Given exercise:
Report how many lines of the following entries include the string "styles"; respond with the number alone.

Information provided:
....................

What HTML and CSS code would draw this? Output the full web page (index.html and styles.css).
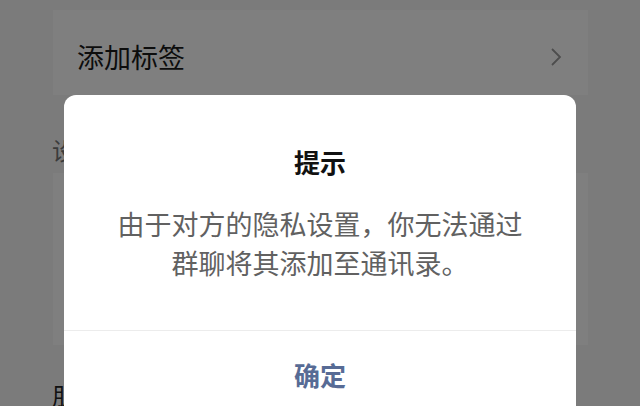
FILE: index.html
```html
<!DOCTYPE html>
<html lang="zh-CN">
<head>
<meta charset="utf-8">
<link rel="stylesheet" href="styles.css">
</head>
<body>
<div class="page">
  <div class="card card-tag">
    <span class="row-text">添加标签</span>
    <svg class="chev" width="12" height="20" viewBox="0 0 12 20"><path d="M2 2 L10 10 L2 18" fill="none" stroke="#9a9a9a" stroke-width="1.8"/></svg>
  </div>
  <div class="section-label">设置朋友圈权限</div>
  <div class="card card-group">
    <div class="group-row">不让他看</div>
    <div class="group-row">不看他</div>
  </div>
  <div class="section-label label-bottom">朋友权限</div>
</div>
<div class="overlay"></div>
<div class="dialog">
  <div class="dialog-title">提示</div>
  <div class="dialog-body">由于对方的隐私设置，你无法通过<br>群聊将其添加至通讯录。</div>
  <div class="dialog-footer">确定</div>
</div>
</body>
</html>
```
FILE: styles.css
```css
html, body {
  margin: 0;
  padding: 0;
  width: 640px;
  height: 406px;
  overflow: hidden;
  background: #f6f6f6;
  font-family: "Noto Sans CJK SC", "Noto Sans", sans-serif;
}
.page {
  height: 406px;
  overflow: hidden;
  padding: 10px 52px 0 53px;
  box-sizing: border-box;
  display: flex;
  flex-direction: column;
}
.card {
  background: #ffffff;
  width: 535px;
  flex-shrink: 0;
}
.card-tag {
  height: 85px;
  display: flex;
  align-items: center;
  justify-content: space-between;
  padding: 8px 26px 0 24px;
  box-sizing: border-box;
}
.row-text {
  font-size: 27px;
  color: #1a1a1a;
}
.section-label {
  flex-shrink: 0;
  font-size: 24px;
  color: #777777;
  height: 78px;
  line-height: 110px;
  margin-left: -1px;
}
.card-group {
  height: 172px;
  display: flex;
  flex-direction: column;
}
.group-row {
  flex: 1;
  padding-left: 24px;
  font-size: 27px;
  color: #1a1a1a;
  display: flex;
  align-items: center;
}
.label-bottom {
  height: 60px;
  line-height: 100px;
  color: #222222;
}
.overlay {
  position: fixed;
  inset: 0;
  background: rgba(0, 0, 0, 0.5);
}
.dialog {
  position: fixed;
  left: 64px;
  top: 95px;
  width: 512px;
  bottom: 0;
  background: #ffffff;
  border-radius: 12px 12px 0 0;
  display: flex;
  flex-direction: column;
}
.dialog-title {
  padding-top: 49px;
  font-size: 26px;
  font-weight: 700;
  line-height: 36px;
  text-align: center;
  color: #111111;
}
.dialog-body {
  margin-top: 24px;
  padding-bottom: 48px;
  font-size: 27px;
  line-height: 39px;
  text-align: center;
  color: #616161;
  border-bottom: 1px solid #ececec;
}
.dialog-footer {
  height: 74px;
  line-height: 88px;
  text-align: center;
  font-size: 26px;
  font-weight: 700;
  color: #576b95;
  overflow: hidden;
}
```
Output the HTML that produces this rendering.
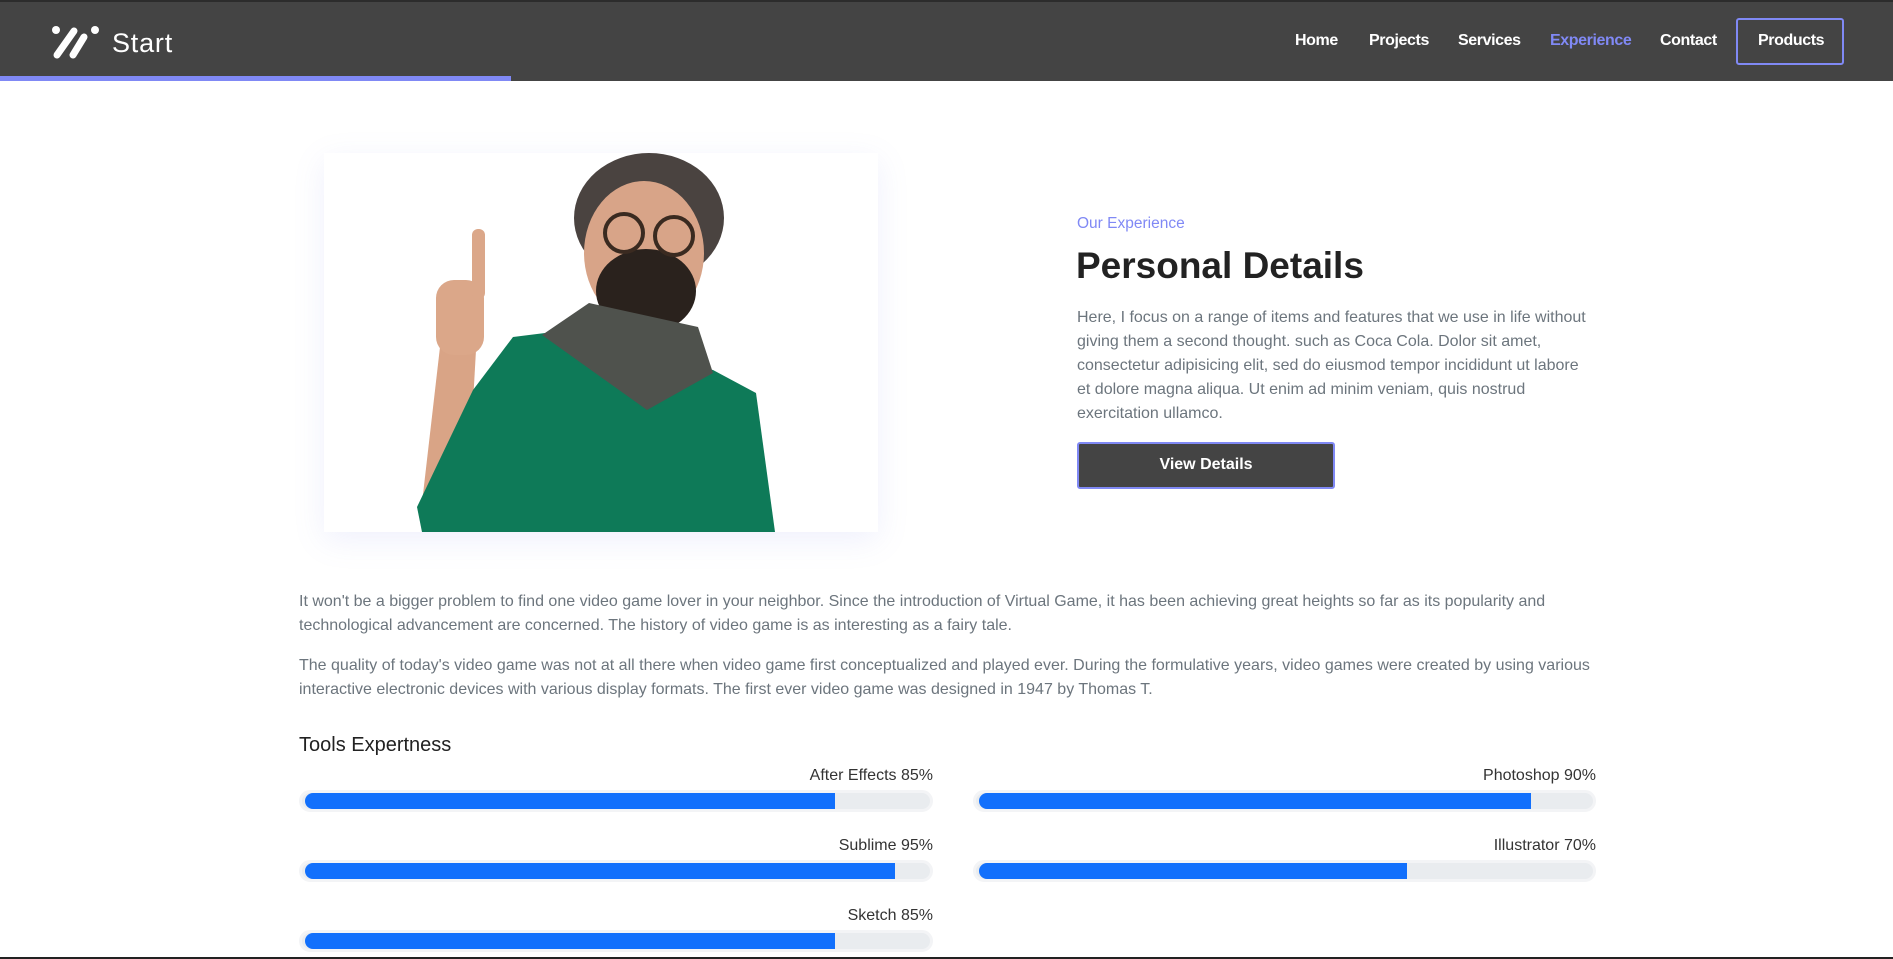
<!DOCTYPE html>
<html><head><meta charset="utf-8"><style>
*{margin:0;padding:0;box-sizing:border-box}
body{width:1893px;height:959px;overflow:hidden;background:#fff;font-family:"Liberation Sans",Arial,sans-serif;position:relative}
.hdr{position:absolute;left:0;top:0;width:1893px;height:81px;background:#444;border-top:2px solid #2c2c2c}
.bar{position:absolute;left:0;top:76px;width:511px;height:5px;background:#8089f5}
.logo{position:absolute;left:112px;top:28px;color:#fff;font-size:27px;letter-spacing:0.8px}
.nav a{position:absolute;top:32px;color:#fff;font-weight:bold;font-size:16px;text-decoration:none;letter-spacing:-0.4px}
.prod{position:absolute;left:1736px;top:18px;width:108px;height:47px;border:2.5px solid #8089f5;border-radius:3px}
.card{position:absolute;left:324px;top:153px;width:554px;height:379px;background:#fff;box-shadow:0 8px 30px rgba(120,130,230,0.12)}
.t{position:absolute;color:#6c757d;font-size:16px;line-height:24px}
.lbl{position:absolute;font-size:16px;color:#333;text-align:right}
.track{position:absolute;height:22px;border-radius:11px;background:#e9ecef;border:3px solid #f3f4f6}
.fill{position:absolute;left:3px;top:0;height:16px;border-radius:8px 0 0 8px;background:#1270fc}
</style></head><body>
<div class="hdr"></div>
<div class="bar"></div>
<svg style="position:absolute;left:50px;top:25px" width="52" height="36" viewBox="0 0 52 36">
<circle cx="6" cy="5" r="4" fill="#fff"/><circle cx="45" cy="5" r="4" fill="#fff"/>
<line x1="24" y1="6" x2="7" y2="30" stroke="#fff" stroke-width="7" stroke-linecap="round"/>
<line x1="34" y1="12" x2="23" y2="30" stroke="#fff" stroke-width="7" stroke-linecap="round"/>
</svg>
<div class="logo">Start</div>
<div class="nav">
<a style="left:1295px">Home</a><a style="left:1369px">Projects</a><a style="left:1458px">Services</a>
<a style="left:1550px;color:#8089f5">Experience</a><a style="left:1660px">Contact</a><a style="left:1758px">Products</a>
</div>
<div class="prod"></div>

<div class="card">
<svg width="554" height="379" viewBox="0 0 554 379">
<polygon points="98,350 116,194 152,197 149,250 110,379 98,379" fill="#d9a486"/>
<rect x="112" y="127" width="48" height="75" rx="18" fill="#dba789"/>
<rect x="148" y="76" width="13" height="70" rx="6" fill="#dba789"/>
<polygon points="93,354 149,237 189,184 221,180 389,217 432,240 451,379 98,379" fill="#0e7a58"/>
<ellipse cx="325" cy="65" rx="75" ry="65" fill="#4a4340"/>
<ellipse cx="320" cy="100" rx="60" ry="72" fill="#d8a488"/>
<ellipse cx="322" cy="138" rx="50" ry="42" fill="#2a221d"/>
<polygon points="218,182 265,150 374,174 389,220 323,257" fill="#4f524d"/>
<circle cx="300" cy="80" r="19" fill="none" stroke="#3a2a20" stroke-width="4"/>
<circle cx="350" cy="83" r="19" fill="none" stroke="#3a2a20" stroke-width="4"/>
</svg>
</div>

<div style="position:absolute;left:1077px;top:215px;color:#8089f5;font-size:15.5px">Our Experience</div>
<div style="position:absolute;left:1076px;top:245px;color:#222;font-size:37px;font-weight:bold">Personal Details</div>
<div class="t" style="left:1077px;top:306px;width:512px">Here, I focus on a range of items and features that we use in life without giving them a second thought. such as Coca Cola. Dolor sit amet, consectetur adipisicing elit, sed do eiusmod tempor incididunt ut labore et dolore magna aliqua. Ut enim ad minim veniam, quis nostrud exercitation ullamco.</div>
<div style="position:absolute;left:1077px;top:442px;width:258px;height:47px;background:#444;border:2.5px solid #8089f5;border-radius:3px;color:#fff;font-weight:bold;font-size:16px;text-align:center;line-height:42px">View Details</div>

<div class="t" style="left:299px;top:590px;width:1300px">It won't be a bigger problem to find one video game lover in your neighbor. Since the introduction of Virtual Game, it has been achieving great heights so far as its popularity and technological advancement are concerned. The history of video game is as interesting as a fairy tale.</div>
<div class="t" style="left:299px;top:654px;width:1300px">The quality of today's video game was not at all there when video game first conceptualized and played ever. During the formulative years, video games were created by using various interactive electronic devices with various display formats. The first ever video game was designed in 1947 by Thomas T.</div>
<div style="position:absolute;left:299px;top:734px;font-size:20px;color:#222">Tools Expertness</div>

<div class="lbl" style="left:299px;top:767px;width:634px">After Effects 85%</div>
<div class="track" style="left:299px;top:790px;width:634px"><div class="fill" style="width:530px"></div></div>
<div class="lbl" style="left:973px;top:767px;width:623px">Photoshop 90%</div>
<div class="track" style="left:973px;top:790px;width:623px"><div class="fill" style="width:552px"></div></div>
<div class="lbl" style="left:299px;top:837px;width:634px">Sublime 95%</div>
<div class="track" style="left:299px;top:860px;width:634px"><div class="fill" style="width:590px"></div></div>
<div class="lbl" style="left:973px;top:837px;width:623px">Illustrator 70%</div>
<div class="track" style="left:973px;top:860px;width:623px"><div class="fill" style="width:428px"></div></div>
<div class="lbl" style="left:299px;top:907px;width:634px">Sketch 85%</div>
<div class="track" style="left:299px;top:930px;width:634px"><div class="fill" style="width:530px"></div></div>
<div style="position:absolute;left:0;top:957px;width:1893px;height:2px;background:#222"></div>
</body></html>
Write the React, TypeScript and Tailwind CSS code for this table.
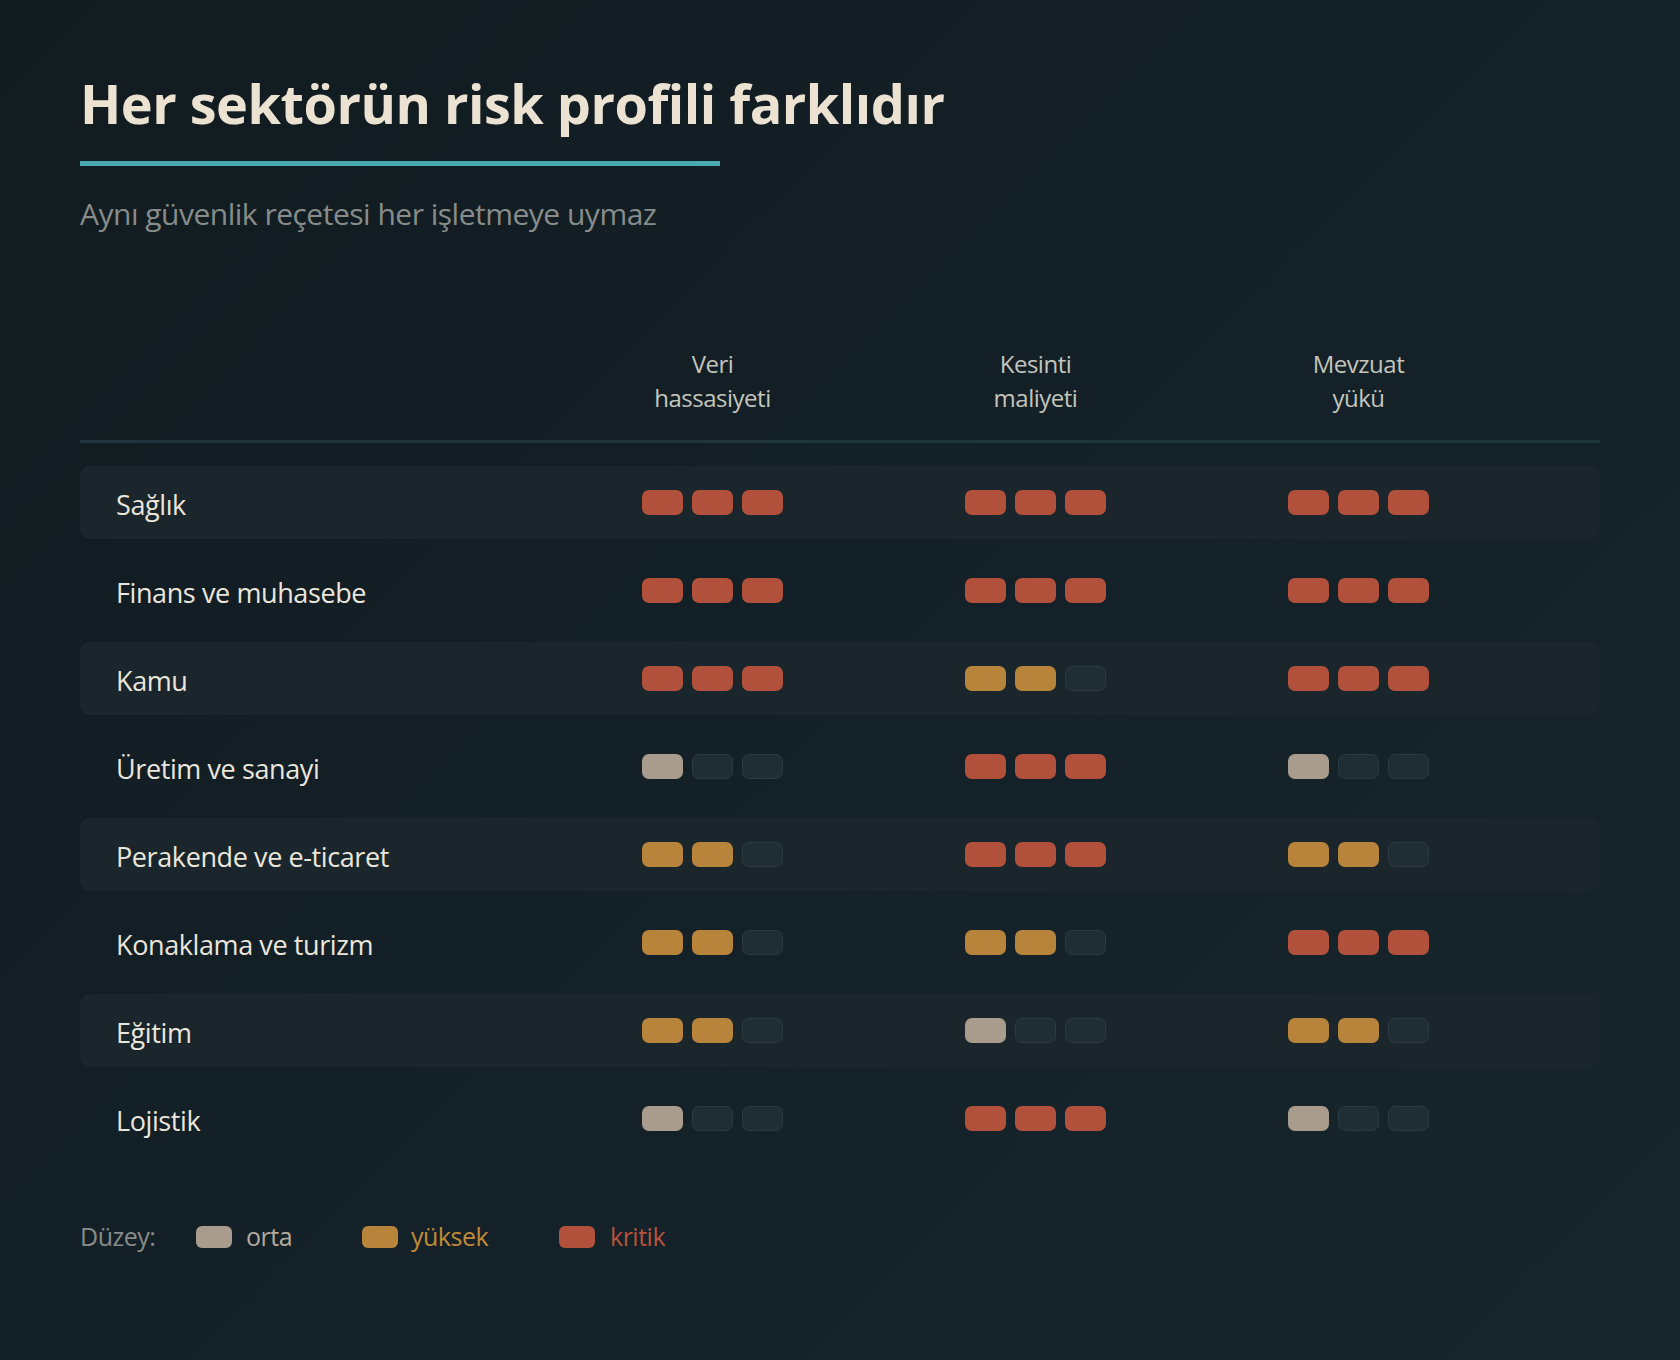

....................

Complete answer:
3